The RB67 is a lot heavier than an Xpan, but literally thousands of dollars less expensive, with replacement bodies, roll holders, viewfinders, and lenses readily available and no electronics to fail unrepairably without warning.
The latest step here is covering the widest of the Xpan's lenses -- there's apparently a (fairly rare, quite expensive) 35 mm lens for the Xpan, fully rectilinear and with even coverage over the 24x70 frame. The widest rectilinear lens for the RB67 is the 50 mm.
However, recently, I acquired this front-mount conversion lens, a 0.46x wide angle converter for 77 mm filter thread. I expected to see significant vignetting and find it useless for the full 6x7 frame, but hoped that would be limited enough to make the lens practical to use on a 24mm high frame. For $40, it was worth the experiment; worst case, I could mount i on my 90 mm and have the equivalent of a 40 mm, and be pretty confident it would cover fully.
Today, however, I had time to mount the auxiliary lens on my 50 mm, and was amazed to find it fully covering the viewfinder, at least, without any visible drop-off or unsharpness (of course, for the latter especially, processed film is the only real test -- working on it). On a 50 mm, this gives an effective focal length of 23 mm -- not "like a 23 mm on 35mm film" but 50 x 0.45 = (rounded) 23 mm on frames up to 6x8! That's equivalent to about 11 mm on the 35mm frame, fully rectilinear!
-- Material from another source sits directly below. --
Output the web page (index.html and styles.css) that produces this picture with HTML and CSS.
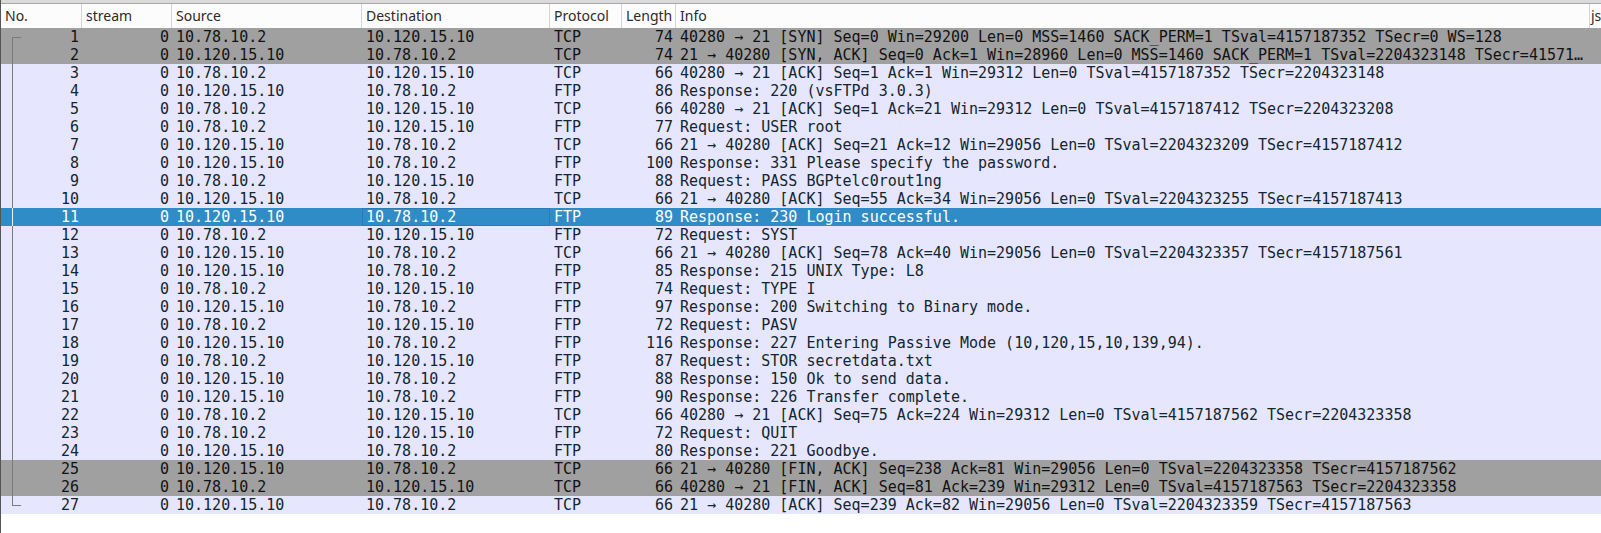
FILE: index.html
```html
<!DOCTYPE html>
<html>
<head>
<meta charset="utf-8">
<link rel="stylesheet" href="styles.css">
</head>
<body>
<div class="view">
  <div class="topband"></div>
  <div class="grid head">
    <div class="h">No.</div>
    <div class="h">stream</div>
    <div class="h">Source</div>
    <div class="h">Destination</div>
    <div class="h">Protocol</div>
    <div class="h">Length</div>
    <div class="h">Info</div>
    <div class="h last">js</div>
  </div>
  <div class="rows">
    <div class="grid row syn"><div class="c num tree t-first">1</div><div class="c num">0</div><div class="c">10.78.10.2</div><div class="c">10.120.15.10</div><div class="c">TCP</div><div class="c num">74</div><div class="c">40280 → 21 [SYN] Seq=0 Win=29200 Len=0 MSS=1460 SACK_PERM=1 TSval=4157187352 TSecr=0 WS=128</div><div class="c"></div></div>
    <div class="grid row syn"><div class="c num tree t-mid">2</div><div class="c num">0</div><div class="c">10.120.15.10</div><div class="c">10.78.10.2</div><div class="c">TCP</div><div class="c num">74</div><div class="c">21 → 40280 [SYN, ACK] Seq=0 Ack=1 Win=28960 Len=0 MSS=1460 SACK_PERM=1 TSval=2204323148 TSecr=41571…</div><div class="c"></div></div>
    <div class="grid row"><div class="c num tree t-mid">3</div><div class="c num">0</div><div class="c">10.78.10.2</div><div class="c">10.120.15.10</div><div class="c">TCP</div><div class="c num">66</div><div class="c">40280 → 21 [ACK] Seq=1 Ack=1 Win=29312 Len=0 TSval=4157187352 TSecr=2204323148</div><div class="c"></div></div>
    <div class="grid row"><div class="c num tree t-mid">4</div><div class="c num">0</div><div class="c">10.120.15.10</div><div class="c">10.78.10.2</div><div class="c">FTP</div><div class="c num">86</div><div class="c">Response: 220 (vsFTPd 3.0.3)</div><div class="c"></div></div>
    <div class="grid row"><div class="c num tree t-mid">5</div><div class="c num">0</div><div class="c">10.78.10.2</div><div class="c">10.120.15.10</div><div class="c">TCP</div><div class="c num">66</div><div class="c">40280 → 21 [ACK] Seq=1 Ack=21 Win=29312 Len=0 TSval=4157187412 TSecr=2204323208</div><div class="c"></div></div>
    <div class="grid row"><div class="c num tree t-mid">6</div><div class="c num">0</div><div class="c">10.78.10.2</div><div class="c">10.120.15.10</div><div class="c">FTP</div><div class="c num">77</div><div class="c">Request: USER root</div><div class="c"></div></div>
    <div class="grid row"><div class="c num tree t-mid">7</div><div class="c num">0</div><div class="c">10.120.15.10</div><div class="c">10.78.10.2</div><div class="c">TCP</div><div class="c num">66</div><div class="c">21 → 40280 [ACK] Seq=21 Ack=12 Win=29056 Len=0 TSval=2204323209 TSecr=4157187412</div><div class="c"></div></div>
    <div class="grid row"><div class="c num tree t-mid">8</div><div class="c num">0</div><div class="c">10.120.15.10</div><div class="c">10.78.10.2</div><div class="c">FTP</div><div class="c num">100</div><div class="c">Response: 331 Please specify the password.</div><div class="c"></div></div>
    <div class="grid row"><div class="c num tree t-mid">9</div><div class="c num">0</div><div class="c">10.78.10.2</div><div class="c">10.120.15.10</div><div class="c">FTP</div><div class="c num">88</div><div class="c">Request: PASS BGPtelc0rout1ng</div><div class="c"></div></div>
    <div class="grid row"><div class="c num tree t-mid">10</div><div class="c num">0</div><div class="c">10.120.15.10</div><div class="c">10.78.10.2</div><div class="c">TCP</div><div class="c num">66</div><div class="c">21 → 40280 [ACK] Seq=55 Ack=34 Win=29056 Len=0 TSval=2204323255 TSecr=4157187413</div><div class="c"></div></div>
    <div class="grid row sel"><div class="c num tree t-mid">11</div><div class="c num">0</div><div class="c">10.120.15.10</div><div class="c focus">10.78.10.2</div><div class="c">FTP</div><div class="c num">89</div><div class="c">Response: 230 Login successful.</div><div class="c"></div></div>
    <div class="grid row"><div class="c num tree t-mid">12</div><div class="c num">0</div><div class="c">10.78.10.2</div><div class="c">10.120.15.10</div><div class="c">FTP</div><div class="c num">72</div><div class="c">Request: SYST</div><div class="c"></div></div>
    <div class="grid row"><div class="c num tree t-mid">13</div><div class="c num">0</div><div class="c">10.120.15.10</div><div class="c">10.78.10.2</div><div class="c">TCP</div><div class="c num">66</div><div class="c">21 → 40280 [ACK] Seq=78 Ack=40 Win=29056 Len=0 TSval=2204323357 TSecr=4157187561</div><div class="c"></div></div>
    <div class="grid row"><div class="c num tree t-mid">14</div><div class="c num">0</div><div class="c">10.120.15.10</div><div class="c">10.78.10.2</div><div class="c">FTP</div><div class="c num">85</div><div class="c">Response: 215 UNIX Type: L8</div><div class="c"></div></div>
    <div class="grid row"><div class="c num tree t-mid">15</div><div class="c num">0</div><div class="c">10.78.10.2</div><div class="c">10.120.15.10</div><div class="c">FTP</div><div class="c num">74</div><div class="c">Request: TYPE I</div><div class="c"></div></div>
    <div class="grid row"><div class="c num tree t-mid">16</div><div class="c num">0</div><div class="c">10.120.15.10</div><div class="c">10.78.10.2</div><div class="c">FTP</div><div class="c num">97</div><div class="c">Response: 200 Switching to Binary mode.</div><div class="c"></div></div>
    <div class="grid row"><div class="c num tree t-mid">17</div><div class="c num">0</div><div class="c">10.78.10.2</div><div class="c">10.120.15.10</div><div class="c">FTP</div><div class="c num">72</div><div class="c">Request: PASV</div><div class="c"></div></div>
    <div class="grid row"><div class="c num tree t-mid">18</div><div class="c num">0</div><div class="c">10.120.15.10</div><div class="c">10.78.10.2</div><div class="c">FTP</div><div class="c num">116</div><div class="c">Response: 227 Entering Passive Mode (10,120,15,10,139,94).</div><div class="c"></div></div>
    <div class="grid row"><div class="c num tree t-mid">19</div><div class="c num">0</div><div class="c">10.78.10.2</div><div class="c">10.120.15.10</div><div class="c">FTP</div><div class="c num">87</div><div class="c">Request: STOR secretdata.txt</div><div class="c"></div></div>
    <div class="grid row"><div class="c num tree t-mid">20</div><div class="c num">0</div><div class="c">10.120.15.10</div><div class="c">10.78.10.2</div><div class="c">FTP</div><div class="c num">88</div><div class="c">Response: 150 Ok to send data.</div><div class="c"></div></div>
    <div class="grid row"><div class="c num tree t-mid">21</div><div class="c num">0</div><div class="c">10.120.15.10</div><div class="c">10.78.10.2</div><div class="c">FTP</div><div class="c num">90</div><div class="c">Response: 226 Transfer complete.</div><div class="c"></div></div>
    <div class="grid row"><div class="c num tree t-mid">22</div><div class="c num">0</div><div class="c">10.78.10.2</div><div class="c">10.120.15.10</div><div class="c">TCP</div><div class="c num">66</div><div class="c">40280 → 21 [ACK] Seq=75 Ack=224 Win=29312 Len=0 TSval=4157187562 TSecr=2204323358</div><div class="c"></div></div>
    <div class="grid row"><div class="c num tree t-mid">23</div><div class="c num">0</div><div class="c">10.78.10.2</div><div class="c">10.120.15.10</div><div class="c">FTP</div><div class="c num">72</div><div class="c">Request: QUIT</div><div class="c"></div></div>
    <div class="grid row"><div class="c num tree t-mid">24</div><div class="c num">0</div><div class="c">10.120.15.10</div><div class="c">10.78.10.2</div><div class="c">FTP</div><div class="c num">80</div><div class="c">Response: 221 Goodbye.</div><div class="c"></div></div>
    <div class="grid row syn"><div class="c num tree t-mid">25</div><div class="c num">0</div><div class="c">10.120.15.10</div><div class="c">10.78.10.2</div><div class="c">TCP</div><div class="c num">66</div><div class="c">21 → 40280 [FIN, ACK] Seq=238 Ack=81 Win=29056 Len=0 TSval=2204323358 TSecr=4157187562</div><div class="c"></div></div>
    <div class="grid row syn"><div class="c num tree t-mid">26</div><div class="c num">0</div><div class="c">10.78.10.2</div><div class="c">10.120.15.10</div><div class="c">TCP</div><div class="c num">66</div><div class="c">40280 → 21 [FIN, ACK] Seq=81 Ack=239 Win=29312 Len=0 TSval=4157187563 TSecr=2204323358</div><div class="c"></div></div>
    <div class="grid row"><div class="c num tree t-last">27</div><div class="c num">0</div><div class="c">10.120.15.10</div><div class="c">10.78.10.2</div><div class="c">TCP</div><div class="c num">66</div><div class="c">21 → 40280 [ACK] Seq=239 Ack=82 Win=29056 Len=0 TSval=2204323359 TSecr=4157187563</div><div class="c"></div></div>
  </div>
</div>
</body>
</html>
```
FILE: styles.css
```css
html, body {
  margin: 0;
  padding: 0;
  background: #ffffff;
}
.view {
  width: 1601px;
  height: 533px;
  border-left: 1px solid #555555;
  box-sizing: border-box;
  display: flex;
  flex-direction: column;
  overflow: hidden;
}
.topband {
  height: 3px;
  background: #dadada;
  border-bottom: 1px solid #a8a8a8;
  flex: none;
}
.grid {
  display: grid;
  grid-template-columns: 81px 90px 190px 188px 72px 54px 914px 11px;
}
.head {
  height: 24px;
  background: #fcfcfc;
  font-family: "Noto Sans", "Open Sans", sans-serif;
  font-size: 14px;
  color: #2a2a2a;
  flex: none;
}
.h {
  line-height: 24px;
  padding-left: 4px;
  border-right: 1px solid #d4d4d4;
  white-space: nowrap;
  overflow: hidden;
}
.h.last {
  border-right: none;
  padding-left: 1px;
}
.rows {
  display: flex;
  flex-direction: column;
}
.row {
  height: 18px;
  background: #e7e6ff;
  color: #12272e;
  font-family: "DejaVu Sans Mono", "Liberation Mono", monospace;
  font-size: 15px;
}
.row.syn {
  background: #a0a0a0;
  color: #121212;
}
.row.sel {
  background: #308cc6;
  color: #ffffff;
}
.c {
  line-height: 18px;
  padding: 0 3px 0 4px;
  white-space: pre;
  overflow: hidden;
  box-sizing: border-box;
}
.num {
  text-align: right;
}
.tree {
  position: relative;
}
.tree::before {
  content: "";
  position: absolute;
  left: 11px;
  width: 0;
  border-left: 1px solid #7a7a7a;
}
.t-first::before {
  top: 9px;
  bottom: 0;
  width: 8px;
  border-top: 1px solid #7a7a7a;
}
.t-mid::before {
  top: 0;
  bottom: 0;
}
.t-last::before {
  top: 0;
  height: 9px;
  width: 8px;
  border-bottom: 1px solid #7a7a7a;
}
.sel .tree::before {
  border-color: #e8f2fa;
}
.focus {
  box-shadow: inset 0 0 0 1px #2a7cb2;
}
```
It even looks wide when I'm visualizing the masked frame (don't yet have a viewfinder mask made up); by my calculation, it should be about 106 degrees corner to corner, on a camera setup that can be recreated for well under $1000 (compared to $3500 to $5000 for an Xpan).
The conversion lens is pretty light and fairly thin, and came with a protective pouch and front and rear caps; not bad for forty bucks. One tradeoff is that, probably to design out vignetting, the front ring on the converter is larger than the rear thread, so I can't use my 77 mm filters on this lens, but I'm sure I can pick up inexpensive filters from the same sources where I got the filters I keep with my RB67 and my Kiev 4.